11. A package for a sporting device as recited in claim 1 wherein said housing further includes a plurality of eyelets at spaced locations about the periphery of said housing.

12. A package for a sporting device as recited in claim 11 and further comprising a cord inserted through said eyelets to attach the device to another object.

13. A package for a sporting device as recited in claim 12 wherein said cord includes free ends looped through said eyelets and bound together.

14. A package for a sporting device as recited in claim 12 wherein said cord forms a continuous elastic loop with doubled portions inserted through said eyelets and further comprising hooks attached to said doubled portions to attach the device to another object.

15. A method of attaching a radar velocity sensor to a catching glove with glove lacing comprising the steps of threading a cord through a plurality of eyelets extending from a package containing the radar velocity sensor; and attaching portions of the cord extending through the eyelets to the glove lacing.

16. A method as recited in claim 15, wherein the cord includes free ends and said threading and attaching steps include the steps of passing a free end through a first eyelet, looping the free end around the glove lacing at a first location, and passing the free end back through the first eyelet.

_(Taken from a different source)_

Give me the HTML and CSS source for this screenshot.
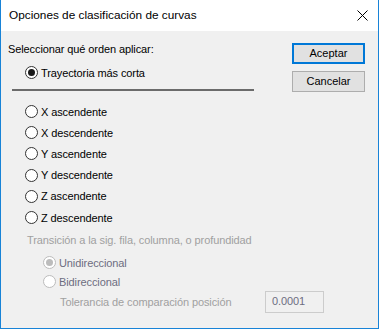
FILE: index.html
```html
<!DOCTYPE html>
<html lang="es">
<head>
    <meta charset="UTF-8">
    <title>Opciones de clasificación de curvas</title>
    <link rel="stylesheet" href="styles.css">
</head>
<body>
<div class="window">
    <div class="titlebar">
        <span class="title">Opciones de clasificación de curvas</span>
        <svg class="close" width="11" height="11" viewBox="0 0 11 11">
            <path d="M0.5 0.5 L10.5 10.5 M10.5 0.5 L0.5 10.5" stroke="#000" stroke-width="1" fill="none"/>
        </svg>
    </div>
    <div class="content">
        <div class="main">
            <div class="prompt">Seleccionar qué orden aplicar:</div>
            <div class="opt first"><span class="radio checked"></span>Trayectoria más corta</div>
            <div class="divider"></div>
            <div class="opt"><span class="radio"></span>X ascendente</div>
            <div class="opt"><span class="radio"></span>X descendente</div>
            <div class="opt"><span class="radio"></span>Y ascendente</div>
            <div class="opt"><span class="radio"></span>Y descendente</div>
            <div class="opt"><span class="radio"></span>Z ascendente</div>
            <div class="opt"><span class="radio"></span>Z descendente</div>
            <div class="group-label">Transición a la sig. fila, columna, o profundidad</div>
            <div class="opt off first-off"><span class="radio checked"></span>Unidireccional</div>
            <div class="opt off"><span class="radio"></span>Bidireccional</div>
            <div class="tolerance">
                <span class="tol-label">Tolerancia de comparación posición</span>
                <span class="field">0.0001</span>
            </div>
        </div>
        <div class="actions">
            <div class="btn default">Aceptar</div>
            <div class="btn">Cancelar</div>
        </div>
    </div>
</div>
</body>
</html>
```

FILE: styles.css
```css
*{
    padding:0;
    margin:0;
    box-sizing: border-box;
}
body{
    font-family: "Liberation Sans", Arial, sans-serif;
    font-size: 11px;
    color: #000;
    background: #fff;
}
.window{
    width: 379px;
    height: 329px;
    border: 1px solid #1883d7;
    border-top: none;
    background-color: #f0f0f0;
}
.titlebar{
    height: 31px;
    background-color: #fff;
    display: flex;
    align-items: center;
    justify-content: space-between;
    padding: 0 10px 1px 8px;
}
.title{
    font-size: 11.8px;
}
.close{
    display: block;
}
.content{
    display: flex;
    padding: 10px 13px 0 7px;
}
.main{
    flex: 1;
    min-width: 0;
    letter-spacing: -0.1px;
}
.prompt{
    line-height: 16px;
}
.opt{
    height: 21.2px;
    display: flex;
    align-items: center;
    padding-left: 17px;
}
.opt.first{
    height: 21px;
    margin-top: 5px;
}
.radio{
    width: 13px;
    height: 13px;
    border: 1px solid #333;
    border-radius: 50%;
    background-color: #fff;
    margin-right: 3px;
    display: flex;
    align-items: center;
    justify-content: center;
    flex-shrink: 0;
}
.radio.checked::after{
    content: "";
    width: 7px;
    height: 7px;
    border-radius: 50%;
    background-color: #1a1a1a;
}
.divider{
    width: 242px;
    height: 2px;
    margin: 6px 0 10px 4px;
    background-color: #6b6b6b;
}
.group-label{
    margin-top: 4px;
    line-height: 16px;
    padding-left: 19px;
    color: #a0a0a0;
    white-space: nowrap;
}
.opt.off{
    height: 19px;
    padding-left: 35px;
    color: #6d6d80;
}
.opt.first-off{
    margin-top: 5px;
}
.opt.off .radio{
    border-color: #bcbcbc;
}
.opt.off .radio.checked::after{
    background-color: #bcbcbc;
}
.tolerance{
    display: flex;
    align-items: center;
    height: 22px;
    padding-left: 52px;
    white-space: nowrap;
}
.tol-label{
    width: 205px;
    flex-shrink: 0;
    color: #a0a0a0;
}
.field{
    width: 59px;
    height: 22px;
    flex-shrink: 0;
    border: 1px solid #cccccc;
    padding: 3px 0 0 6px;
    color: #6d6d80;
}
.actions{
    display: flex;
    flex-direction: column;
    gap: 7px;
    margin-top: 2px;
}
.btn{
    width: 73px;
    height: 21px;
    border: 1px solid #adadad;
    background-color: #e1e1e1;
    text-align: center;
    line-height: 19px;
}
.btn.default{
    border: 2px solid #0078d7;
    line-height: 17px;
}
```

17. A method as recited in claim 16, wherein said passing and looping steps are repeated for a plurality of eyelets and locations on the glove lacing.

18. A method as recited in claim 17, and further comprising the step of binding the free ends together.

19. A method as recited in claim 18, wherein said binding step includes the step of tying the free ends around a lower glove lace.

20. A method as recited in claim 18, wherein the glove includes a wrist strap and said binding step includes the step of tying the free ends around the wrist strap.

21. A method as recited in claim 15, wherein the glove includes fingers and the sporting device is positioned behind the glove fingers.

22. A method as recited in claim 15, wherein the glove has edge lacing but no fingers and the sports device is attached to the glove edge lacing.

23. A method as recited in claim 15, wherein the glove has a web between the thumb and the finger portion of the glove and wherein the sports device is mounted behind the web.

24. A method as recited in claim 15, wherein the cord is continuous and said threading step includes forming the cord into a corresponding plurality of loops and inserting each loop through an eyelet.

25. A method as recited in claim 24, wherein a clip is secured to each loop and said attaching step includes engaging the glove lacing with the clips.